The chestnut-brown tail tip of the Wild Turkey distinguishes the species from domestic turkeys, which have a white tail tip.
European explorers took Wild Turkeys from Mexico to Europe in the early 1500s. They were so successfully domesticated in Europe that English colonists brought them back with them when they settled on the Atlantic Coast. The domestic form has retained the white tail tip of the original Mexican subspecies, and that character can be used to distinguish wandering barnyard birds from Wild Turkeys, which have chestnut-brown tail tips.
The Wild Turkey was an important food animal to Native Americans, but the species was eliminated from much of its range by the early 1900s. Attempts to use game farm turkeys for reintroduction programs failed. In the 1940s, wild birds were caught and transported to new areas, where they quickly became established and flourished and even expanded their range into new territory. Such transplantations have been responsible for the spread of the Wild Turkey to 49 states. Alaska is the only state without Wild Turkeys.

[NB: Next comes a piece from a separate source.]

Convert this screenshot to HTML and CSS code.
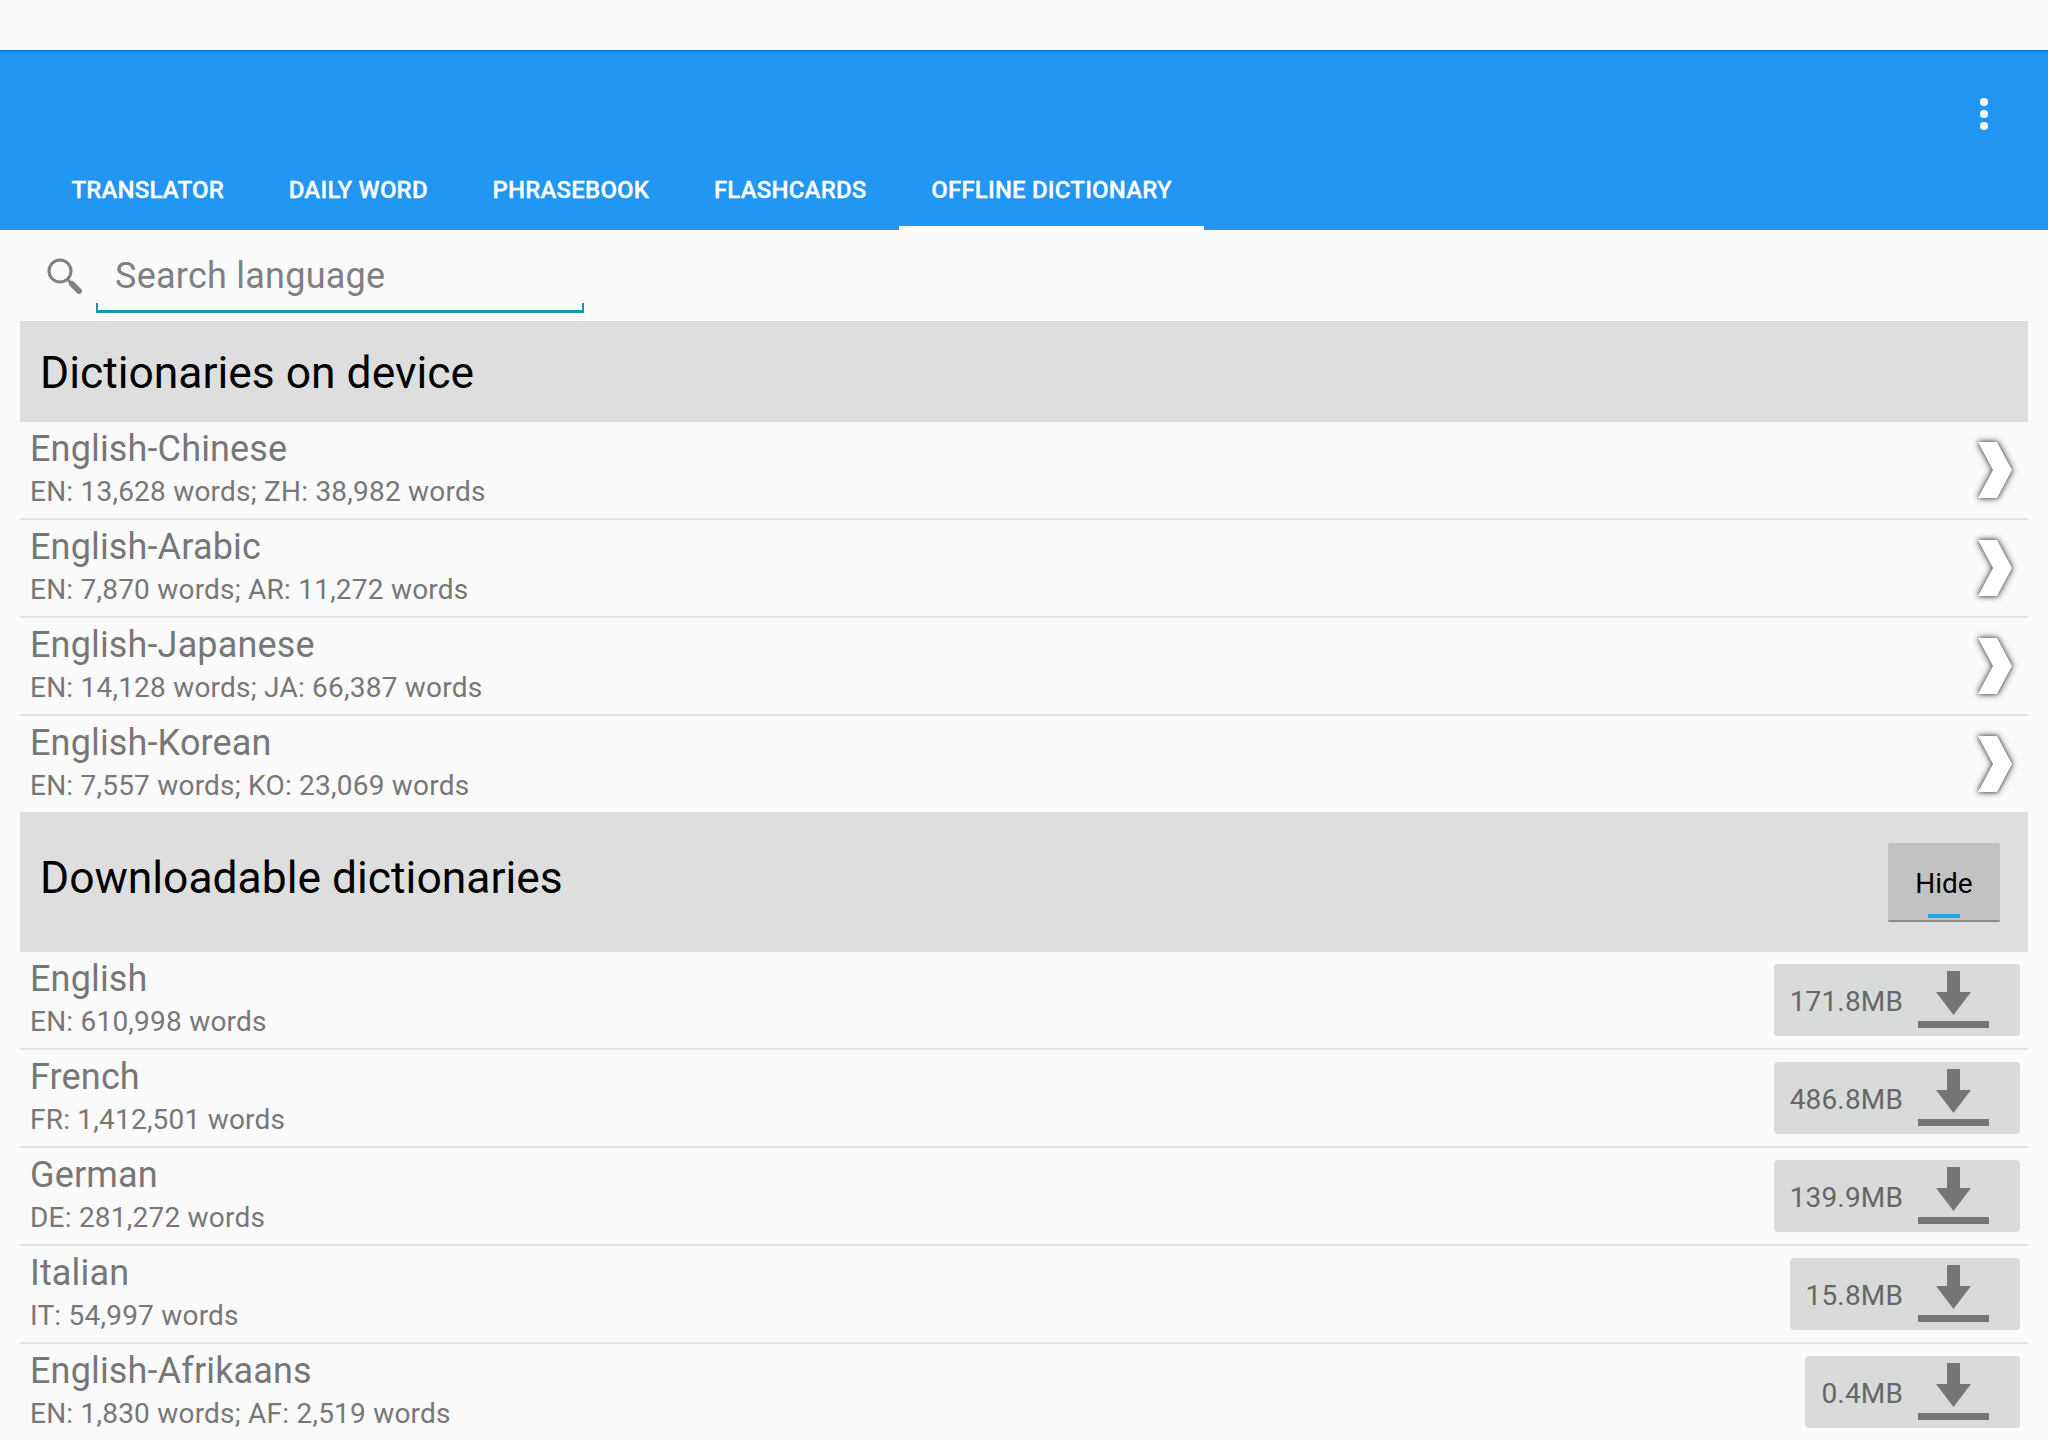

The Florida Wild Turkey (Meleagris gallopavo osceola), an upland species that inhabits pinelands, cypress swamps, prairies, and hardwood hammocks in southern Florida, was extirpated from the Long Pine Key region of Everglades National Park in the early 1900s. Wild Turkey and six other upland species disappeared shortly after a dramatic reduction in area of the Atlantic rock ridge pinelands and extensive logging in the region. Hunting almost certainly contributed to the turkey’s disappearance because of its establishment as a popular game bird. Efforts to reestablish a population of Wild Turkey in Everglades National Park were initiated in 2000.